Recall that a path in a simple graph can be defined by a sequence of vertices.

 

The definition of the element at the ith row and jth column in the kth matrix (R^(k)), r_ij^(k)  is one if and only if there exist a path from v_i to v_j such that all the intermediate vertex, w_q is among the first k vertices, ie. 1 ≤ q ≤ k.

 

The R⁽⁰⁾ matrix represent paths without any intermediate vertices, so it is the adjacency matrix. The R⁽ⁿ⁾ matrix has ones if there is a path between the vertices with intermediate vertices from any of the n vertices of the graph, so it is the transitive closure.

 

Consider the case r_ij^(k) is one and r_ij^(k-1) = 0. This can occur only if that there is an intermediate path through v_k from from v_i to v_j. More specifically the list of vertices has the form

 

v_i, w_q (where 1 ≤ q < k), v_k. w_q (where 1 ≤ q < k), v_j 

 

This can happen only if  r_ik^(k-1) = r_kj^(k-1) = 1. Note the k subscript

 

If r_ij^(k-1) = 1 then r_ij^(k) should be one.

 

In sumarry

 

r_ij^(k) = r_ij^(k-1) or (r_ik^(k-1) and r_kj^(k-1))

 

Illustrate the algorithm, point out the rows and columns being referenced in each matrix

 

 

 

Algorithm Warshall(A[1...n, 1...n]) // A is the adjacency matrix

R⁽⁰⁾ ← A

for k ← 1 to n do

for i ← 1 to n do

for j ← to n do

R^(k)[i, j] ← R^(k-1)[i, j] or (R^(k-1)[i, k] and R^(k-1)[k, j])

return R⁽ⁿ⁾

 

 

 

The worst case cost is Θ(n³), so it is not better than the brute force algorithm. In fact, for a sparse graph the brute force algorithm is faster.

 

Note that separate R matrix need not be stored. 

 

Floyd's Algorithm for the All-Pairs Shortest-Path

The shortest path in a weighted graph is the minimum sum of weighted edges for all paths between the pair.
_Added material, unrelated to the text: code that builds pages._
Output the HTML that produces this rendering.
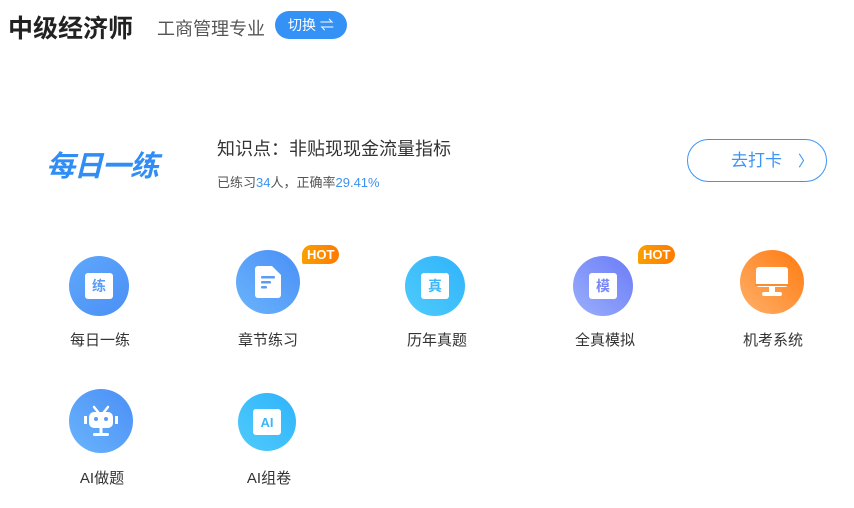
<!DOCTYPE html>
<html><head><meta charset="utf-8"><style>
body{margin:0;width:854px;height:508px;background:#fff;font-family:"Liberation Sans","Noto Sans CJK SC",sans-serif;position:relative;overflow:hidden;color:#333}
.a{position:absolute;white-space:nowrap}
.c{position:absolute;border-radius:50%;display:flex;align-items:center;justify-content:center}
.lbl{position:absolute;font-size:15px;color:#333;width:120px;text-align:center;top:329px}
.hot{position:absolute;background:linear-gradient(90deg,#f9a000,#ff7a00);color:#fff;font-weight:bold;font-size:13px;border-radius:10px 10px 10px 2px;padding:0 5px;height:19px;line-height:19px}
.doc{width:28px;height:26px;background:#fff;border-radius:3px;display:flex;align-items:center;justify-content:center;font-weight:bold;font-size:14px}
</style></head><body>
<div class="a" style="left:8px;top:9px;font-size:25px;font-weight:bold;color:#222">中级经济师</div>
<div class="a" style="left:157px;top:15px;font-size:18px;color:#555">工商管理专业</div>
<div class="a" style="left:275px;top:11px;width:72px;height:28px;border-radius:14px;background:#3492f7;color:#fff;font-size:14px;line-height:28px;text-align:center">切换 ⇌</div>

<div class="a" style="left:46px;top:143px;font-size:29px;font-weight:bold;font-style:italic;color:#2f8df5;letter-spacing:-1px">每日一练</div>
<div class="a" style="left:217px;top:135px;font-size:18px;color:#333">知识点：非贴现现金流量指标</div>
<div class="a" style="left:217px;top:172px;font-size:13px;color:#555">已练习<span style="color:#3c92f0">34</span>人，正确率<span style="color:#3c92f0">29.41%</span></div>
<div class="a" style="left:687px;top:139px;width:140px;height:43px;border:1px solid #3c95f5;border-radius:22px;box-sizing:border-box;color:#3c95f5;font-size:17px;line-height:41px;padding-left:43px">去打卡<span style="margin-left:16px;font-size:15px">〉</span></div>

<div class="c" style="left:69px;top:256px;width:60px;height:60px;background:linear-gradient(135deg,#5ea8fb,#4b8ff6)"><div class="doc" style="color:#5a9cf8">练</div></div>
<div class="c" style="left:236px;top:250px;width:64px;height:64px;background:linear-gradient(225deg,#4a8ff6,#6ab4fc)"><svg width="26" height="32" viewBox="0 0 26 32"><path d="M3 0h14l9 9v20a3 3 0 0 1-3 3H3a3 3 0 0 1-3-3V3a3 3 0 0 1 3-3z" fill="#fff"/><rect x="6" y="10" width="14" height="2.5" rx="1" fill="#5a9cf8"/><rect x="6" y="15" width="10" height="2.5" rx="1" fill="#5a9cf8"/><rect x="6" y="20" width="6" height="2.5" rx="1" fill="#5a9cf8"/></svg></div>
<div class="hot" style="left:302px;top:245px">HOT</div>
<div class="c" style="left:405px;top:256px;width:60px;height:60px;background:linear-gradient(225deg,#2fb3fb,#4fcbfb)"><div class="doc" style="color:#3bb8fa">真</div></div>
<div class="c" style="left:573px;top:256px;width:60px;height:60px;background:linear-gradient(225deg,#6b7cf7,#9aaffc)"><div class="doc" style="color:#7a88f5">模</div></div>
<div class="hot" style="left:638px;top:245px">HOT</div>
<div class="c" style="left:740px;top:250px;width:64px;height:64px;background:linear-gradient(225deg,#ff7a10,#ffb06a)"><svg width="34" height="30" viewBox="0 0 34 30"><rect x="1" y="0" width="32" height="20" rx="3" fill="#fff"/><rect x="0" y="17" width="34" height="2" fill="#ff8a2a"/><rect x="14" y="20" width="6" height="5" fill="#fff"/><rect x="7" y="25" width="20" height="4" rx="2" fill="#fff"/></svg></div>

<div class="lbl" style="left:40px">每日一练</div>
<div class="lbl" style="left:208px">章节练习</div>
<div class="lbl" style="left:377px">历年真题</div>
<div class="lbl" style="left:545px">全真模拟</div>
<div class="lbl" style="left:713px">机考系统</div>

<div class="c" style="left:69px;top:389px;width:64px;height:64px;background:linear-gradient(225deg,#4a8ff6,#6ab4fc)"><svg width="34" height="32" viewBox="0 0 34 32"><path d="M10 2l4 5M24 2l-4 5" stroke="#fff" stroke-width="2.5" stroke-linecap="round"/><rect x="5" y="7" width="24" height="16" rx="5" fill="#fff"/><rect x="0" y="11" width="3" height="8" fill="#fff"/><rect x="31" y="11" width="3" height="8" fill="#fff"/><circle cx="12" cy="14" r="2" fill="#5a9cf8"/><circle cx="22" cy="14" r="2" fill="#5a9cf8"/><rect x="15.5" y="23" width="3" height="5" fill="#fff"/><rect x="9" y="28" width="16" height="3" rx="1.5" fill="#fff"/></svg></div>
<div class="c" style="left:238px;top:393px;width:58px;height:58px;background:linear-gradient(225deg,#2fb3fb,#4fcbfb)"><div class="doc" style="color:#3bb8fa;font-size:13px">AI</div></div>
<div class="lbl" style="left:42px;top:467px">AI做题</div>
<div class="lbl" style="left:209px;top:467px">AI组卷</div>
</body></html>
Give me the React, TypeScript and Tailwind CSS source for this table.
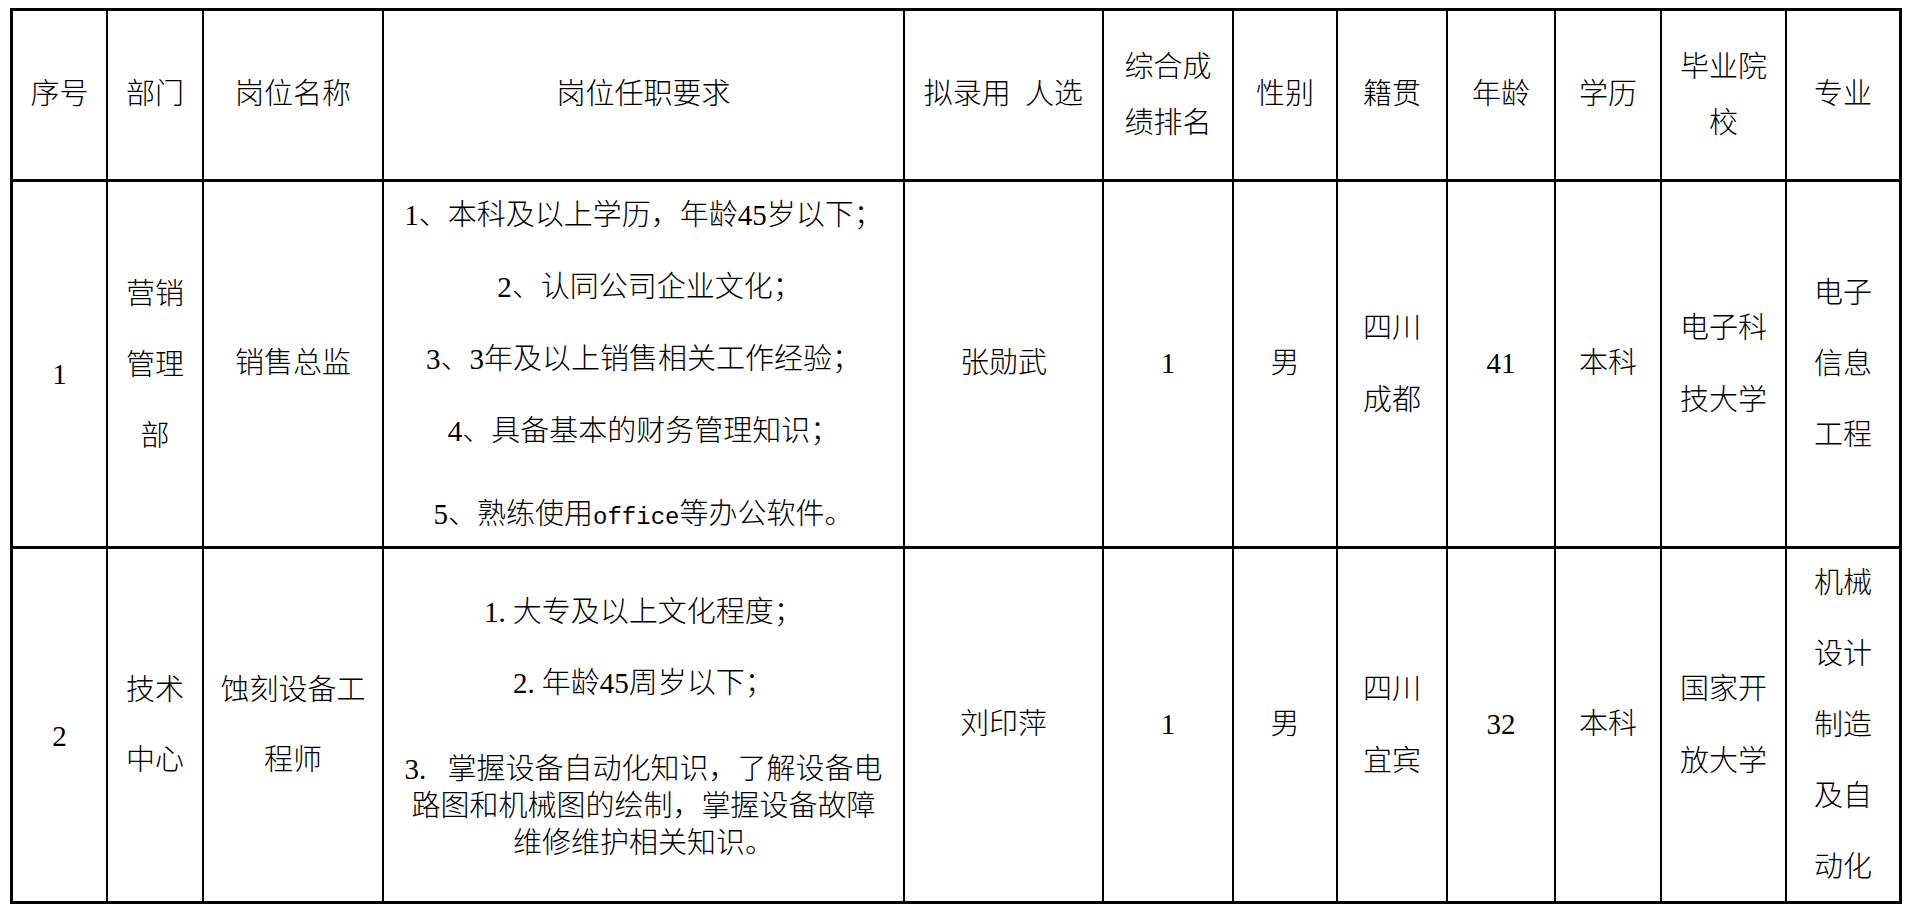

All pairs shortest path problem is to finding the minimum weight path between any two vertices in the graph.

 

The distant matrix gives the weight of edges for adjacent vertices. Note that if the two vertices are not adjacent then the corresponding distant matrix entry is ∞.

Brute Force Algorithm

Brute Force Algorithm is to use a graph transversal for each vertex. Assuming that the graph is represented by an adjacency matrix then the cost is Θ(n³) where n is the number of vertices in the graph. For a spare graph and adjacency list then the cost is  Θ((n+m)n).

Floyd's Algorithm and correctness

Floyd's Algorithm is very similar to Warshall's algorithm calculates the minimal distance using a sequence of n matrices, where n is the number of vertices

 

D⁽⁰⁾, ..., D^(k-1), D^(k), ... , D⁽ⁿ⁾

 

The i, j entry in D^(k), d_ij^(k), is the minimal distance of path between vertices, v_i to v_j such that all the intermediate vertex, w_q is among the first k vertices, ie. 1 ≤ q ≤ k.

 

Note that D⁽⁰⁾ is the distance matrix and D⁽ⁿ⁾ is the solution that we are seeking.

 

Consider the all the paths from v_i to v_j with intermediate vertices less than k, they can be divided into sets:

1. Paths with no vertex numbered k

2. Paths with a vertex numbered k

 

In set 1, all paths with no vertex numbered k, the minimal distance is d_ij^(k-1)

In set 2, all paths with a vertex numbered k, the minimal path will visit the vk only once. Why? Then the paths be split into parts at v_k:

            v_i, w_q (where 1 ≤ q < k), v_k. w_q (where 1 ≤ q < k), v_j 

 

Note: v_i, w_q (where 1 ≤ q < k), v_k are the paths from v_i to v_k with no intermediate v_k. The minimal is d_ik^(k-1).

Also: v_k. w_q (where 1 ≤ q < k), v_j are the paths from v_k to v_j with no intermediate v_k. The minimal is d_kj^(k-1).

The shortest path for set 2 is min(d_ik^(k-1) + d_kj^(k-1)).

 

Let W represent the weight of the path. Then

WP({v_i,...,v_j}) = ∑_i<q≤jD[q-1, q]

 

The minimal path from v_i to v_j is then the minimal of the two sets:

or d_ij^(k) = min(d_ij^(k-1), d_ik^(k-1) + d_kj^(k-1))

 

 

 

Algorithm Floyd(W[1...n, 1...n]) // W is the weight distances

D⁽⁰⁾ ← W

for k ← 1 to n do // iteration through distance matrices

for i ← 1 to n do

for j ← to n do

D^(k)[i, j] ← min(D^(k-1)[i, j], (D^(k-1)[i, k] + D^(k-1)[k, j]))

return D⁽ⁿ⁾

 

 

 

 

Cost is Θ(n³)

 

Illustrate

 

 

 

Note that only the prior distance matrix need only be stored.